Pupils born in the summer may need more help from their secondary teacher than those born closer to the start of the school year, a new study has suggested.
A report published by the Institute of Fiscal Studies (IFS) indicates that students born in summer months are around 2.5 times as likely to achieve "below average" results as their September-born peers.
The study found that girls born in August have 5.5 percentage points less chance of achieving five A* to C grades in their GCSEs compared their September-born counterparts.
This statistic for boys is even higher, at 6.1 percentage points.
August children were also found to be less likely to attend a leading university and more likely to study vocational qualifications at college.
The study authors said that while it has long been known that children born earlier in the school year typically achieve better exam results than those later in the year, there are longer term effects that need to be considered.
"Educational attainment is known to have long-term consequences for a range of adult outcomes," the study says.

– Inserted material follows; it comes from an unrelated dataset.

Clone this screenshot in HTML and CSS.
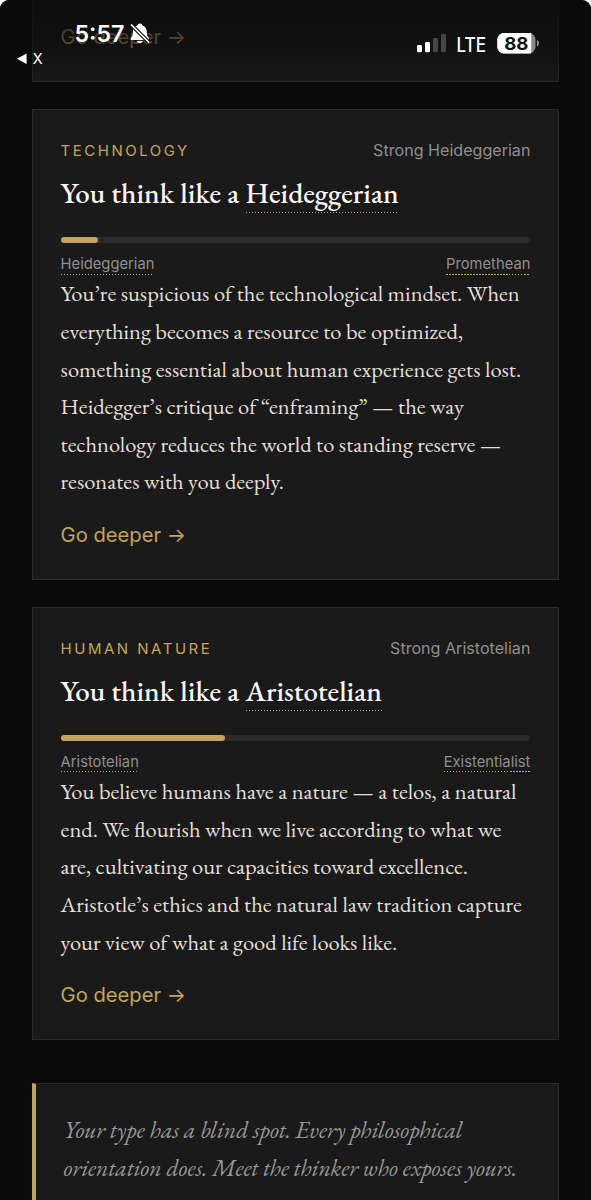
FILE: index.html
```
<!DOCTYPE html>
<html lang="en">
<head>
<meta charset="utf-8">
<meta name="viewport" content="width=device-width, initial-scale=1">
<title>Your philosophical type</title>
<link rel="stylesheet" href="styles.css">
</head>
<body>
<div class="screen">
  <main class="feed">
    <section class="card card-cut">
      <a class="deeper">Go deeper →</a>
    </section>

    <section class="card">
      <div class="card-head">
        <span class="topic">TECHNOLOGY</span>
        <span class="strength">Strong Heideggerian</span>
      </div>
      <h2 class="title">You think like a <span class="term">Heideggerian</span></h2>
      <div class="track"><div class="fill" style="width: 8%"></div></div>
      <div class="poles"><span class="term">Heideggerian</span><span class="term">Promethean</span></div>
      <p class="text">You’re suspicious of the technological mindset. When<br>everything becomes a resource to be optimized,<br>something essential about human experience gets lost.<br>Heidegger’s critique of “enframing” — the way<br>technology reduces the world to standing reserve —<br>resonates with you deeply.</p>
      <a class="deeper">Go deeper →</a>
    </section>

    <section class="card">
      <div class="card-head">
        <span class="topic">HUMAN NATURE</span>
        <span class="strength">Strong Aristotelian</span>
      </div>
      <h2 class="title">You think like a <span class="term">Aristotelian</span></h2>
      <div class="track"><div class="fill" style="width: 35%"></div></div>
      <div class="poles"><span class="term">Aristotelian</span><span class="term">Existentialist</span></div>
      <p class="text">You believe humans have a nature — a telos, a natural<br>end. We flourish when we live according to what we<br>are, cultivating our capacities toward excellence.<br>Aristotle’s ethics and the natural law tradition capture<br>your view of what a good life looks like.</p>
      <a class="deeper">Go deeper →</a>
    </section>

    <blockquote class="quote">Your type has a blind spot. Every philosophical<br>orientation does. Meet the thinker who exposes yours.</blockquote>
  </main>

  <header class="status">
    <svg class="status-art" width="591" height="100" viewBox="0 0 591 100">
      <text class="clock" x="74.5" y="42.3" textLength="50" lengthAdjust="spacingAndGlyphs">5:57</text>
      <!-- muted bell -->
      <path fill="#fff" d="M139.900 23.500c1.500 0 2.400.8 2.600 2 2.900 1 4.300 3.400 4.300 6.600 0 3.200.7 4.500 2 5.900.7.800.3 1.900-.8 1.900h-16.300c-1.100 0-1.400-1.100-.8-1.900 1.400-1.400 2-2.700 2-5.900 0-3.200 1.500-5.600 4.400-6.600.2-1.200 1.100-2 2.600-2zM136.700 41h6.200c-.4 1.400-1.500 2.200-3.100 2.200s-2.700-.8-3.100-2.200z"/>
      <path stroke="#111" stroke-width="3.800" d="M131.300 24.800l17.400 17.400"/>
      <path stroke="#fff" stroke-width="1.700" stroke-linecap="round" d="M131.500 25l17 17"/>
      <path fill="#fff" d="M17 58.800l9.600-5.200v10.400z"/>
      <text class="back" x="32.700" y="64">X</text>
      <g fill="#fff">
        <rect x="417" y="45" width="5" height="7.300" rx="1.400"/>
        <rect x="425" y="42" width="5" height="10.300" rx="1.400"/>
        <rect x="433" y="38" width="5" height="14.300" rx="1.400" fill="#454545"/>
        <rect x="441" y="34" width="5" height="18.300" rx="1.400" fill="#454545"/>
      </g>
      <text class="network" x="456.500" y="51.700" textLength="29.500" lengthAdjust="spacingAndGlyphs">LTE</text>
      <rect x="497.300" y="33" width="38.200" height="20.500" rx="6.500" fill="#8c8c8c"/>
      <path fill="#fff" d="M503.800 33H531.200V53.500H503.800a6.500 6.500 0 0 1-6.500-6.500V39.500a6.500 6.500 0 0 1 6.500-6.500z"/>
      <path fill="#8c8c8c" d="M536.900 40c1.400.6 2.100 1.700 2.100 3.300s-.7 2.700-2.100 3.300z"/>
      <text class="charge" x="504.200" y="50" textLength="24.300" lengthAdjust="spacingAndGlyphs">88</text>
    </svg>
  </header>
</div>
</body>
</html>
```

FILE: styles.css
```
html {
  background: #fff;
}

body {
  margin: 0;
  font-family: Inter, "Liberation Sans", sans-serif;
}

.screen {
  position: relative;
  height: 1200px;
  overflow: hidden;
  background: #0a0a0a;
  border-radius: 9px 9px 0 0;
}

.feed {
  display: flex;
  flex-direction: column;
  gap: 27px;
  padding: 0 32px;
}

.card {
  box-sizing: border-box;
  flex: none;
  display: flex;
  flex-direction: column;
  padding: 28px 27.6px 28.8px 27.6px;
  border: 1px solid #2b2b2b;
  background: #1a1a1a;
}

.card-cut {
  border-top: 0;
  padding-top: 22.1px;
}

.card-head {
  display: flex;
  justify-content: space-between;
  align-items: baseline;
  height: 24px;
  line-height: 24px;
}

.topic {
  color: #c4a55a;
  font-size: 15px;
  letter-spacing: 2.5px;
}

.strength {
  color: #8f8f8f;
  font-size: 16.1px;
}

.title {
  margin: 11px 0 0;
  font: 500 29px/40px "EB Garamond", "Liberation Serif", serif;
  color: #faf8f5;
  white-space: nowrap;
}

.term {
  padding-bottom: 1.5px;
  background: repeating-linear-gradient(90deg, #c4a55a 0 1.5px, transparent 1.5px 3px) bottom / 100% 1.4px no-repeat;
}

.track {
  height: 6px;
  margin-top: 24px;
  border-radius: 3px;
  background: #2a2a2a;
}

.fill {
  height: 100%;
  border-radius: 3px;
  background: #c2a45f;
}

.poles {
  display: flex;
  justify-content: space-between;
  align-items: flex-start;
  height: 20px;
  margin-top: 12.6px;
  font-size: 14.75px;
  color: #8f8f8f;
}

.text {
  margin: 0;
  font: 22.56px/37.6px "EB Garamond", "Liberation Serif", serif;
  color: #e3dfd8;
  white-space: nowrap;
}

.deeper {
  margin-top: 18.8px;
  color: #c2a45f;
  font-size: 20.2px;
  line-height: 30px;
}

.card-cut .deeper {
  margin-top: 0;
}

.quote {
  flex: none;
  height: 160px;
  margin: 15.8px 0 0;
  padding: 27.4px 0 0 27.5px;
  border: 1px solid #2b2b2b;
  border-left: 4px solid #c2a45f;
  background: #1a1a1a;
  color: #979797;
  font: italic 23.63px/37.6px "EB Garamond", "Liberation Serif", serif;
  white-space: nowrap;
}

.status {
  position: absolute;
  top: 0;
  left: 0;
  width: 100%;
  height: 100px;
  background: linear-gradient(rgba(10, 10, 10, .8), rgba(10, 10, 10, .62) 40%, rgba(10, 10, 10, .2) 75%, rgba(10, 10, 10, 0));
}

.status-art {
  display: block;
}

.status text {
  fill: #fff;
}

.clock {
  font-size: 23px;
  font-weight: 600;
}

.back {
  font-size: 14.5px;
}

.network {
  font-size: 19.5px;
  font-weight: 500;
}

.status .charge {
  fill: #111;
  font-size: 18px;
  font-weight: 700;
}
```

"There is a body of evidence that emphasises the significant effects that a whole range of skills and behaviours developed and exhibited during childhood may have on later outcomes."
Drawing on a range of evidence, the authoritative report found that August-born pupils are considerably more likely to be unhappy at school and are also at an increased risk of being bullied.
Funded by the Nuffield Foundation, the study reflects the fact that children born in August can be up to a full year younger than their peers when they begin their education.
A Department for Education spokesman said that parents can now choose to place their child in a reception class following their fourth birthday so that they are ready to start school, the BBC reported.